Data RevisionsEdit

Data revisions are the ongoing process by which official statistics are updated to reflect new information, corrected errors, and refined methodologies. In practice, this means that numbers released in one period are not treated as final forever but are adjusted as more complete data become available. The result is a more accurate picture over time of how an economy, a population, or a system is performing. In macroeconomics, for example, the quarterly growth rate of gross domestic product Gross Domestic Product is typically released first as an advance estimate, then revised as more source data from firms and households are compiled; similar cycles apply to measures like inflation, unemployment, and productivity. The organizations responsible for these numbers—often national statistical offices and their affiliated bureaus—operate under formal methodologies and benchmarks to ensure consistency across time and series, and to preserve the public’s ability to compare periods and interpret trends. For readers who want to explore the institutional backbone of these numbers, the relevant national accounts framework and the bodies that publish them are discussed in National accounts and Bureau of Economic Analysis.

From a practical standpoint, revisions are not a sign of deception but a sign of credible measurement catching up with reality. They reflect improvements such as incorporating late-arriving tax data, company reports, or more complete survey responses. They also reflect methodological refinements—perhaps a shift from a value-based to a chain-weighted approach, or a redefinition of what counts as production in a given sector. In the context of a market-based economy, this is a strength: it reduces the risk that policy decisions are based on outdated or distorted numbers and it strengthens accountability if the revision process is transparent and well documented. The right approach emphasizes clear communication about why revisions occur, what data sources were used, and how the revised figures compare to prior releases. See, for instance, the cycles used for Gross Domestic Product and for the Consumer Price Index.

Scope and types

Economic indicators

A core focus of data revisions is economic performance. The quarterly GDP series, routinely revised as new quarterly surveys and tax data arrive, sits alongside measures like unemployment and productivity. Initial GDP estimates are anchored in a mix of tax receipts, surveys of firms and households, and administrative records, and are subsequently benchmarked to more complete annual data. The result can be revisions that change the pace or magnitude of growth in a given period.
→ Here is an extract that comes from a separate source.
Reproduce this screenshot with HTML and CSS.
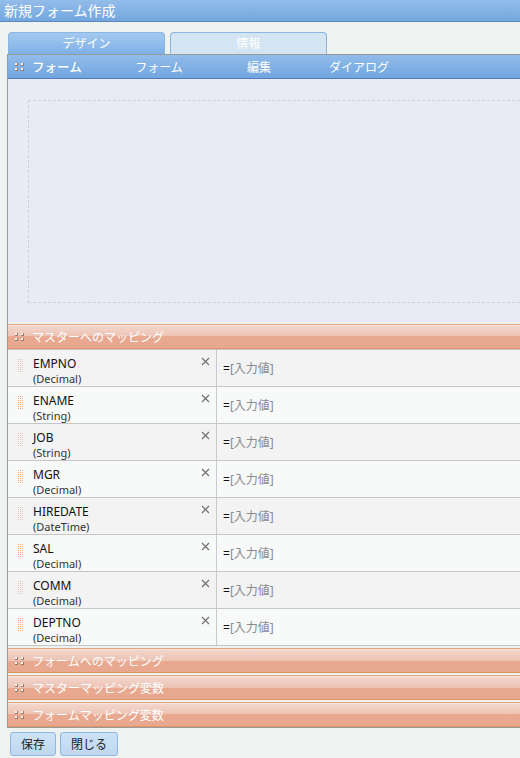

These revisions are guided by procedures that aim to keep the public informed about what changed and why, with the BEA and similar agencies providing documentation and metadata to accompany the revised numbers. For background, see Gross Domestic Product and Bureau of Economic Analysis.

Demographics and social statistics

Population counts, birth and death statistics, and other demographic indicators may be revised after more complete census activity or updated administrative data. When populations are used to allocate funding, plan services, or determine electoral districts, the accuracy and timeliness of revisions matter a great deal. The statistical systems that handle these revisions often rely on a mix of census data, administrative records, and model-based estimates, all of which may be updated as new information becomes available. See Population and Census for related topics.

Methodology and governance

Crucial to revisions is methodology—how changes are designed, tested, and implemented. Concepts like seasonal adjustment, benchmarking, chain-weighted measurement, and base-year updates determine how data move from provisional to more stable estimates. Agencies publish methodological notes and change notices to help users understand when revisions are larger or smaller and what drivers lie behind them. See Statistical methodology and National accounts for broader context.

Policy, credibility, and controversy

Revisions touch policy in two broad ways. First, they affect how policymakers and markets interpret the strength or weakness of the economy. A sequence of revisions can alter perceptions of growth, inflation, or unemployment, which in turn can influence fiscal and monetary decisions. Second, revisions can become political signals when debates center on whether officials are “under‑reporting” or “over‑reporting” economic activity to fit a narrative around elections or policy outcomes. In such debates, proponents of rigorous revision processes argue that credibility rests on accuracy, not speed or political messaging; opponents may contend that frequent revisions undermine confidence unless the process is transparent and timely. The best practices emphasize independent, professional standards and public access to data, metadata, and revision histories. See Statistics and Data quality for broader discussions of credibility.

Critics on various sides of the political spectrum sometimes allege that revisions are used to massage policy narratives or to prepare the public for a policy change. In many cases, those claims overstate the ability of statistics to be weaponized; the underlying data and the revision process are typically more complex and technical. Advocates for reform, however, argue for even greater transparency in how revisions are executed, how late data are incorporated, and how any methodological changes are tested and communicated. When such concerns are raised, the response from reputable statistical offices is to publish detailed documentation, such as revision notes, confidence intervals, and historical comparison charts, so that observers can judge the credibility of the revision path. See Data quality and Statistical methodology for deeper treatments of how reliability is safeguarded.

Beyond the macroeconomic sphere, revisions can touch climate data, health statistics, and social indicators, where the same tensions between timeliness, accuracy, and methodological clarity apply. Maintaining a credible revision regime helps ensure that policy decisions—whether about budgets, regulatory priorities, or social programs—are based on the best available picture, not on provisional numbers that may later be corrected.